Even then, there’s a reason there was no second mass edit. It was a lot of work that those who had done it weren’t keen on repeating. It was also probably due to the fact that the community kept growing and it would have been harder justifying the changing or arbitrary deleting of works without unclear providence. In this case, it seems mass editing was a reaction to factors unique to this time and place and its good qualities may not be replicable elsewhere.


Nowhere is this more apparent than the Chaos Insurgency, where the Mass Edit brought their community to a grinding halt. In the long term they may end up thanking those who did the mass edit because a lot of old material was cleared away, but the methods which brought success on SCP ended up choking the life out of the Chaos Insurgency. A lot of writers ended up kicking dust on the sidelines unable to write while the staff were judging the works of the site, so they left. Any policy that results in writers quitting is a bad policy for a writing site to be adopting.

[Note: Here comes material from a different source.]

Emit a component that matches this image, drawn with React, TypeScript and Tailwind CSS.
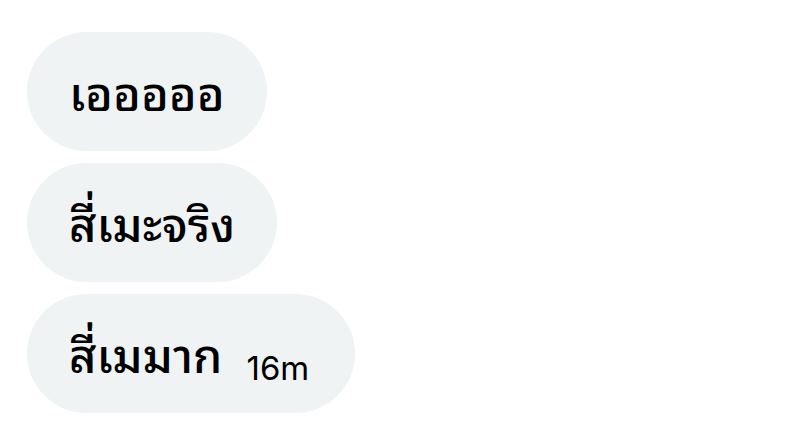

As for the RPC Authority, the answer is simple. Since most of their early writing and content habits were latching over from the contemporary culture of the 2018 SCP Foundation Wiki, there wasn’t ever really a prolonged primordial phase for them to have been generating these types of articles that later members end up being embarrassed by and wanting to delete. The reason the idea never gained traction was that the idea of culling a body of work that is basically okay isn’t as animating to people seeking a change versus a cesspool of crap with golden nuggets ripe for the filtering. The Backrooms/TS community had a similarly stalling mass edit effort, with interest waning after extreme far-right content was culled from their body of work.


With all of this taken as a whole, it’s clear the mass edit was a singular thing that happened on the SCP Wiki, and all subsequent attempts at replicating its success have had middling results. Perhaps RPC and the Insurgency are outliers, maybe most containment fiction communities thrive after a mass edit. Only time and further study can give us the final answer.